= STORED DATA =
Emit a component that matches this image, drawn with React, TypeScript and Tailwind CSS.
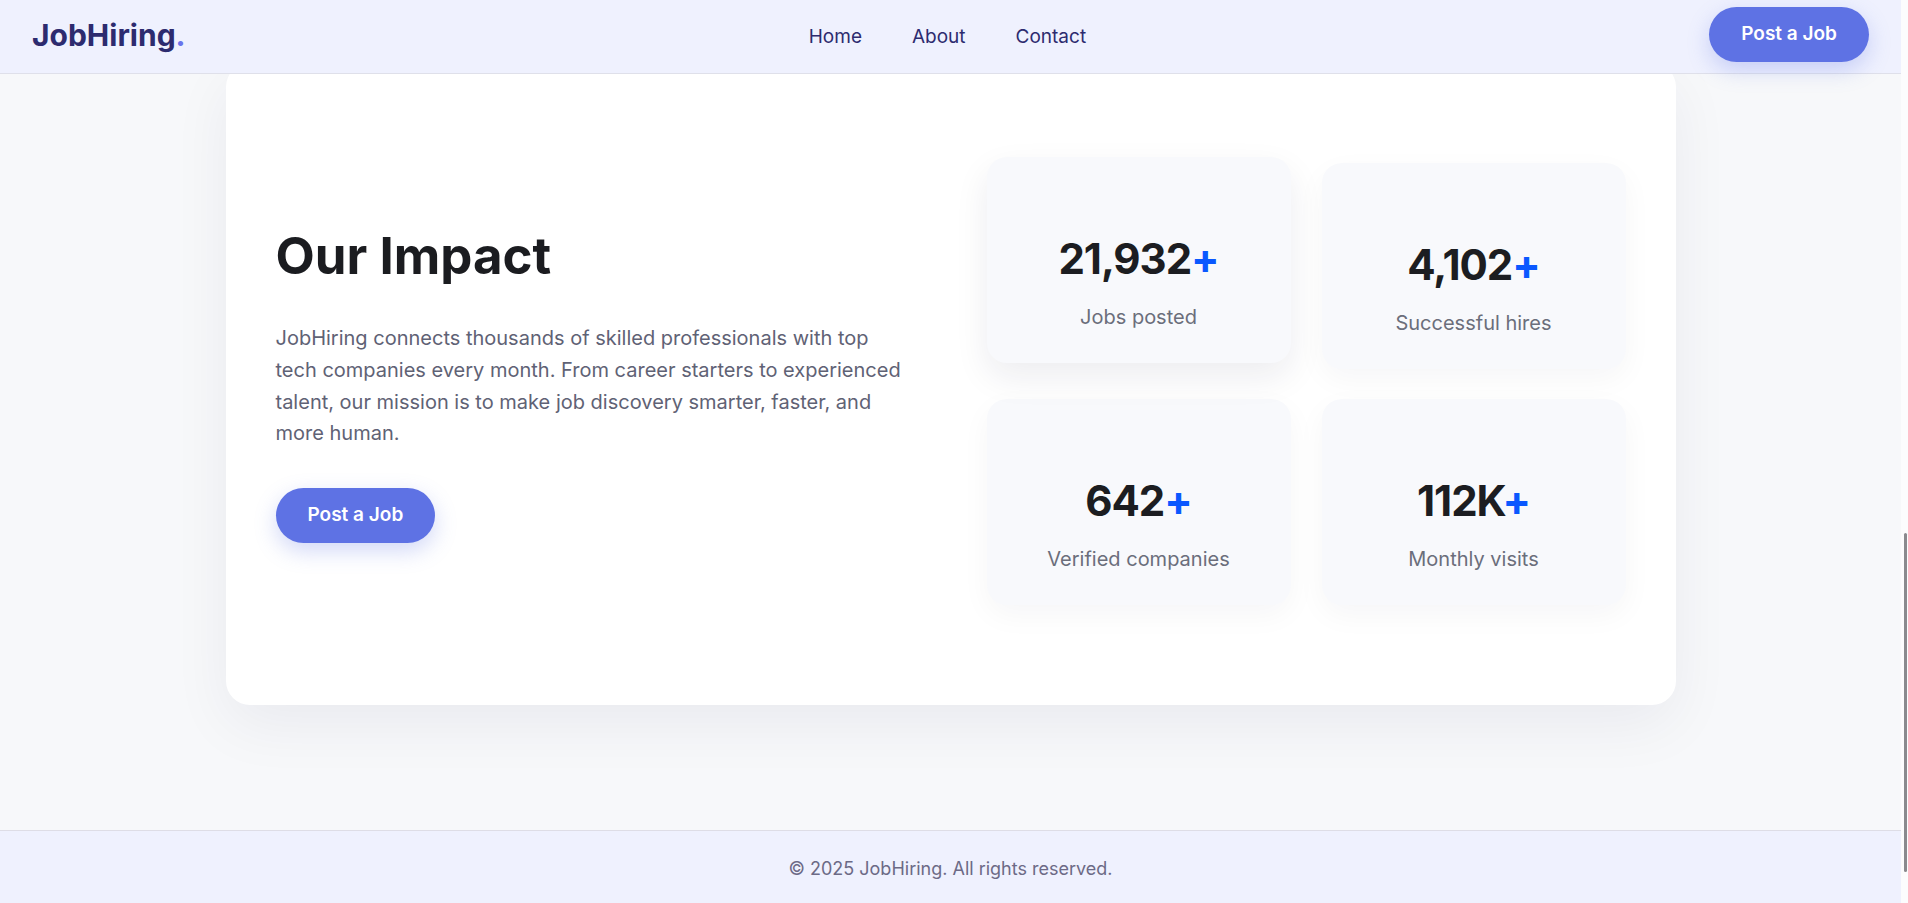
const stats = [
  { metric: "21,932", label: "Jobs posted", active: true },
  { metric: "4,102", label: "Successful hires" },
  { metric: "642", label: "Verified companies" },
  { metric: "112K", label: "Monthly visits" },
];

const navLinks = ["Home", "About", "Contact"];

const PostButton = () => (
  <button className="h-[55px] px-8 rounded-full bg-[#5e72e4] text-white text-[19px] font-semibold shadow-[0_8px_22px_rgba(94,114,228,0.28)]">
    Post a Job
  </button>
);

const App = () => {
  return (
    <div className="flex h-screen bg-[#f7f8fa] font-['Inter',sans-serif]">
      <div className="flex-1 overflow-hidden">
        <header className="relative z-10 h-[74px] pb-1 px-8 flex items-center justify-between bg-[#eff1fe] border-b border-[#dfe0ea]">
          <div className="text-3xl font-bold text-[#2d2b6f]">
            JobHiring<span className="text-[#6a74ec]">.</span>
          </div>
          <nav className="mt-[5px] flex items-center gap-[50px] text-[19px] text-[#2d2b6f]">
            {navLinks.map((link) => (
              <a key={link} href="#">
                {link}
              </a>
            ))}
          </nav>
          <PostButton />
        </header>

        <main className="-mt-[11px] pb-[125px]">
          <section className="max-w-[1450px] mx-auto bg-white rounded-3xl shadow-[0_20px_60px_rgba(20,24,60,0.06)] px-[50px] py-[100px] grid grid-cols-2 gap-[72px] items-center">
            <div>
              <h2 className="text-[51px] leading-[1.2] font-bold text-[#1b1c20] mb-[37px]">
                Our Impact
              </h2>
              <p className="max-w-[630px] text-[20px] leading-[31.7px] text-[#5f6275]">
                JobHiring connects thousands of skilled professionals with top tech
                companies every month. From career starters to experienced talent,
                our mission is to make job discovery smarter, faster, and more human.
              </p>
              <div className="mt-[38px]">
                <PostButton />
              </div>
            </div>

            <div className="grid grid-cols-2 gap-x-[31px] gap-y-[30px]">
              {stats.map((stat) => (
                <div
                  key={stat.label}
                  className={`h-[206px] pt-[76px] rounded-[20px] bg-[#f8f9fc] text-center ${
                    stat.active
                      ? "-translate-y-1.5 shadow-[0_14px_34px_rgba(20,24,60,0.08)]"
                      : "shadow-[0_10px_30px_rgba(20,24,60,0.04)]"
                  }`}
                >
                  <div className="text-[42px] leading-[52px] font-bold tracking-tight text-[#1c1d21]">
                    {stat.metric}
                    <span className="text-[#0a58ff]">+</span>
                  </div>
                  <div className="mt-[17px] text-[20px] leading-[30px] text-[#6b6e7b]">
                    {stat.label}
                  </div>
                </div>
              ))}
            </div>
          </section>
        </main>

        <footer className="border-t border-[#dedde6] bg-[#eff1fe] pt-[24px] pb-[21px] text-center text-[18px] leading-[27px] text-[#6c6a86]">
          © 2025 JobHiring. All rights reserved.
        </footer>
      </div>

      {/* browser scrollbar, scrolled to the bottom */}
      <div className="w-[7px] bg-[#fcfcfd]">
        <div className="mt-[533px] ml-[3px] h-[339px] w-[3px] rounded-full bg-[#8a8a8e]" />
      </div>
    </div>
  );
};

export default App;
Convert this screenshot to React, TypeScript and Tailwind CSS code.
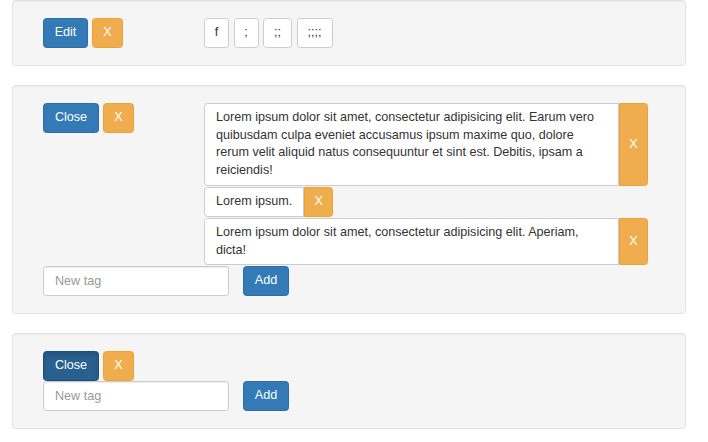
import type { ReactNode } from 'react'

const font = { fontFamily: '"Liberation Sans", Helvetica, Arial, sans-serif' }

type Variant = 'primary' | 'warning' | 'default' | 'active'

const variantClass: Record<Variant, string> = {
  primary: 'bg-[#337ab7] border-[#2e6da4] text-white',
  warning: 'bg-[#f0ad4e] border-[#eea236] text-white',
  default: 'bg-white border-[#ccc] text-[#333]',
  active: 'bg-[#286090] border-[#204d74] text-white shadow-[inset_0_3px_5px_rgba(0,0,0,0.125)]',
}

function Btn({ variant, children, className = '' }: { variant: Variant; children: ReactNode; className?: string }) {
  return (
    <button
      className={`inline-flex h-[30px] items-center justify-center rounded-[3.5px] border px-[9px] text-[12.6px] leading-[17.6px] ${variantClass[variant]} ${className}`}
    >
      {children}
    </button>
  )
}

function Tag({ text }: { text: string }) {
  return (
    <div className="flex max-w-[444px] items-stretch">
      <div className="rounded-l-[3.5px] border border-[#ccc] bg-white px-[11px] py-[5.2px] text-[12.6px] leading-[17.6px] text-[#333]">
        {text}
      </div>
      <button className="flex w-[29px] shrink-0 items-center justify-center rounded-r-[3.5px] border border-[#eea236] bg-[#f0ad4e] text-[12.6px] text-white">
        X
      </button>
    </div>
  )
}

function NewTag() {
  return (
    <div className="flex items-center gap-[14px]">
      <input
        className="h-[30px] w-[186px] rounded-[3.5px] border border-[#ccc] bg-white px-[11px] text-[12.6px] text-[#555] shadow-[inset_0_1px_1px_rgba(0,0,0,0.075)] outline-none placeholder:text-[#999]"
        placeholder="New tag"
      />
      <Btn variant="primary" className="w-[46px]">Add</Btn>
    </div>
  )
}

function Well({ children }: { children: ReactNode }) {
  return (
    <div className="ml-[12px] mb-[19px] w-[674px] rounded-[3.5px] border border-[#e3e3e3] bg-[#f5f5f5] px-[30px] py-[17px] shadow-[inset_0_1px_1px_rgba(0,0,0,0.05)]">
      {children}
    </div>
  )
}

const tags = [
  'Lorem ipsum dolor sit amet, consectetur adipisicing elit. Earum vero quibusdam culpa eveniet accusamus ipsum maxime quo, dolore rerum velit aliquid natus consequuntur et sint est. Debitis, ipsam a reiciendis!',
  'Lorem ipsum.',
  'Lorem ipsum dolor sit amet, consectetur adipisicing elit. Aperiam, dicta!',
]

export default function App() {
  return (
    <div className="min-h-screen bg-white" style={font}>
      {/* editing toolbar */}
      <Well>
        <div className="flex">
          <div className="flex w-[161px] gap-[4px]">
            <Btn variant="primary" className="w-[45px]">Edit</Btn>
            <Btn variant="warning" className="w-[31px]">X</Btn>
          </div>
          <div className="flex gap-[4.5px]">
            <Btn variant="default" className="w-[25px] px-0">f</Btn>
            <Btn variant="default" className="w-[25px] px-0">;</Btn>
            <Btn variant="default" className="w-[29px] px-0">;;</Btn>
            <Btn variant="default" className="w-[36px] px-0">;;;;</Btn>
          </div>
        </div>
      </Well>

      {/* open with tags */}
      <Well>
        <div className="flex">
          <div className="flex w-[161px] items-start gap-[4px]">
            <Btn variant="primary" className="w-[56px]">Close</Btn>
            <Btn variant="warning" className="w-[31px]">X</Btn>
          </div>
          <div className="flex flex-col items-start gap-px">
            {tags.map(t => <Tag key={t} text={t} />)}
          </div>
        </div>
        <div className="mt-[1px]">
          <NewTag />
        </div>
      </Well>

      {/* open, empty */}
      <Well>
        <div className="flex gap-[4px]">
          <Btn variant="active" className="w-[56px]">Close</Btn>
          <Btn variant="warning" className="w-[31px]">X</Btn>
        </div>
        <NewTag />
      </Well>
    </div>
  )
}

= EXERCISE TASK =
Return every line of the records exactly as given, pictures excluded.

= RESULT =
Emit a component that matches this image, drawn with React, TypeScript and Tailwind CSS.
const stats = [
  { metric: "21,932", label: "Jobs posted", active: true },
  { metric: "4,102", label: "Successful hires" },
  { metric: "642", label: "Verified companies" },
  { metric: "112K", label: "Monthly visits" },
];

const navLinks = ["Home", "About", "Contact"];

const PostButton = () => (
  <button className="h-[55px] px-8 rounded-full bg-[#5e72e4] text-white text-[19px] font-semibold shadow-[0_8px_22px_rgba(94,114,228,0.28)]">
    Post a Job
  </button>
);

const App = () => {
  return (
    <div className="flex h-screen bg-[#f7f8fa] font-['Inter',sans-serif]">
      <div className="flex-1 overflow-hidden">
        <header className="relative z-10 h-[74px] pb-1 px-8 flex items-center justify-between bg-[#eff1fe] border-b border-[#dfe0ea]">
          <div className="text-3xl font-bold text-[#2d2b6f]">
            JobHiring<span className="text-[#6a74ec]">.</span>
          </div>
          <nav className="mt-[5px] flex items-center gap-[50px] text-[19px] text-[#2d2b6f]">
            {navLinks.map((link) => (
              <a key={link} href="#">
                {link}
              </a>
            ))}
          </nav>
          <PostButton />
        </header>

        <main className="-mt-[11px] pb-[125px]">
          <section className="max-w-[1450px] mx-auto bg-white rounded-3xl shadow-[0_20px_60px_rgba(20,24,60,0.06)] px-[50px] py-[100px] grid grid-cols-2 gap-[72px] items-center">
            <div>
              <h2 className="text-[51px] leading-[1.2] font-bold text-[#1b1c20] mb-[37px]">
                Our Impact
              </h2>
              <p className="max-w-[630px] text-[20px] leading-[31.7px] text-[#5f6275]">
                JobHiring connects thousands of skilled professionals with top tech
                companies every month. From career starters to experienced talent,
                our mission is to make job discovery smarter, faster, and more human.
              </p>
              <div className="mt-[38px]">
                <PostButton />
              </div>
            </div>

            <div className="grid grid-cols-2 gap-x-[31px] gap-y-[30px]">
              {stats.map((stat) => (
                <div
                  key={stat.label}
                  className={`h-[206px] pt-[76px] rounded-[20px] bg-[#f8f9fc] text-center ${
                    stat.active
                      ? "-translate-y-1.5 shadow-[0_14px_34px_rgba(20,24,60,0.08)]"
                      : "shadow-[0_10px_30px_rgba(20,24,60,0.04)]"
                  }`}
                >
                  <div className="text-[42px] leading-[52px] font-bold tracking-tight text-[#1c1d21]">
                    {stat.metric}
                    <span className="text-[#0a58ff]">+</span>
                  </div>
                  <div className="mt-[17px] text-[20px] leading-[30px] text-[#6b6e7b]">
                    {stat.label}
                  </div>
                </div>
              ))}
            </div>
          </section>
        </main>

        <footer className="border-t border-[#dedde6] bg-[#eff1fe] pt-[24px] pb-[21px] text-center text-[18px] leading-[27px] text-[#6c6a86]">
          © 2025 JobHiring. All rights reserved.
        </footer>
      </div>

      {/* browser scrollbar, scrolled to the bottom */}
      <div className="w-[7px] bg-[#fcfcfd]">
        <div className="mt-[533px] ml-[3px] h-[339px] w-[3px] rounded-full bg-[#8a8a8e]" />
      </div>
    </div>
  );
};

export default App;
Convert this screenshot to React, TypeScript and Tailwind CSS code.
import type { ReactNode } from 'react'

const font = { fontFamily: '"Liberation Sans", Helvetica, Arial, sans-serif' }

type Variant = 'primary' | 'warning' | 'default' | 'active'

const variantClass: Record<Variant, string> = {
  primary: 'bg-[#337ab7] border-[#2e6da4] text-white',
  warning: 'bg-[#f0ad4e] border-[#eea236] text-white',
  default: 'bg-white border-[#ccc] text-[#333]',
  active: 'bg-[#286090] border-[#204d74] text-white shadow-[inset_0_3px_5px_rgba(0,0,0,0.125)]',
}

function Btn({ variant, children, className = '' }: { variant: Variant; children: ReactNode; className?: string }) {
  return (
    <button
      className={`inline-flex h-[30px] items-center justify-center rounded-[3.5px] border px-[9px] text-[12.6px] leading-[17.6px] ${variantClass[variant]} ${className}`}
    >
      {children}
    </button>
  )
}

function Tag({ text }: { text: string }) {
  return (
    <div className="flex max-w-[444px] items-stretch">
      <div className="rounded-l-[3.5px] border border-[#ccc] bg-white px-[11px] py-[5.2px] text-[12.6px] leading-[17.6px] text-[#333]">
        {text}
      </div>
      <button className="flex w-[29px] shrink-0 items-center justify-center rounded-r-[3.5px] border border-[#eea236] bg-[#f0ad4e] text-[12.6px] text-white">
        X
      </button>
    </div>
  )
}

function NewTag() {
  return (
    <div className="flex items-center gap-[14px]">
      <input
        className="h-[30px] w-[186px] rounded-[3.5px] border border-[#ccc] bg-white px-[11px] text-[12.6px] text-[#555] shadow-[inset_0_1px_1px_rgba(0,0,0,0.075)] outline-none placeholder:text-[#999]"
        placeholder="New tag"
      />
      <Btn variant="primary" className="w-[46px]">Add</Btn>
    </div>
  )
}

function Well({ children }: { children: ReactNode }) {
  return (
    <div className="ml-[12px] mb-[19px] w-[674px] rounded-[3.5px] border border-[#e3e3e3] bg-[#f5f5f5] px-[30px] py-[17px] shadow-[inset_0_1px_1px_rgba(0,0,0,0.05)]">
      {children}
    </div>
  )
}

const tags = [
  'Lorem ipsum dolor sit amet, consectetur adipisicing elit. Earum vero quibusdam culpa eveniet accusamus ipsum maxime quo, dolore rerum velit aliquid natus consequuntur et sint est. Debitis, ipsam a reiciendis!',
  'Lorem ipsum.',
  'Lorem ipsum dolor sit amet, consectetur adipisicing elit. Aperiam, dicta!',
]

export default function App() {
  return (
    <div className="min-h-screen bg-white" style={font}>
      {/* editing toolbar */}
      <Well>
        <div className="flex">
          <div className="flex w-[161px] gap-[4px]">
            <Btn variant="primary" className="w-[45px]">Edit</Btn>
            <Btn variant="warning" className="w-[31px]">X</Btn>
          </div>
          <div className="flex gap-[4.5px]">
            <Btn variant="default" className="w-[25px] px-0">f</Btn>
            <Btn variant="default" className="w-[25px] px-0">;</Btn>
            <Btn variant="default" className="w-[29px] px-0">;;</Btn>
            <Btn variant="default" className="w-[36px] px-0">;;;;</Btn>
          </div>
        </div>
      </Well>

      {/* open with tags */}
      <Well>
        <div className="flex">
          <div className="flex w-[161px] items-start gap-[4px]">
            <Btn variant="primary" className="w-[56px]">Close</Btn>
            <Btn variant="warning" className="w-[31px]">X</Btn>
          </div>
          <div className="flex flex-col items-start gap-px">
            {tags.map(t => <Tag key={t} text={t} />)}
          </div>
        </div>
        <div className="mt-[1px]">
          <NewTag />
        </div>
      </Well>

      {/* open, empty */}
      <Well>
        <div className="flex gap-[4px]">
          <Btn variant="active" className="w-[56px]">Close</Btn>
          <Btn variant="warning" className="w-[31px]">X</Btn>
        </div>
        <NewTag />
      </Well>
    </div>
  )
}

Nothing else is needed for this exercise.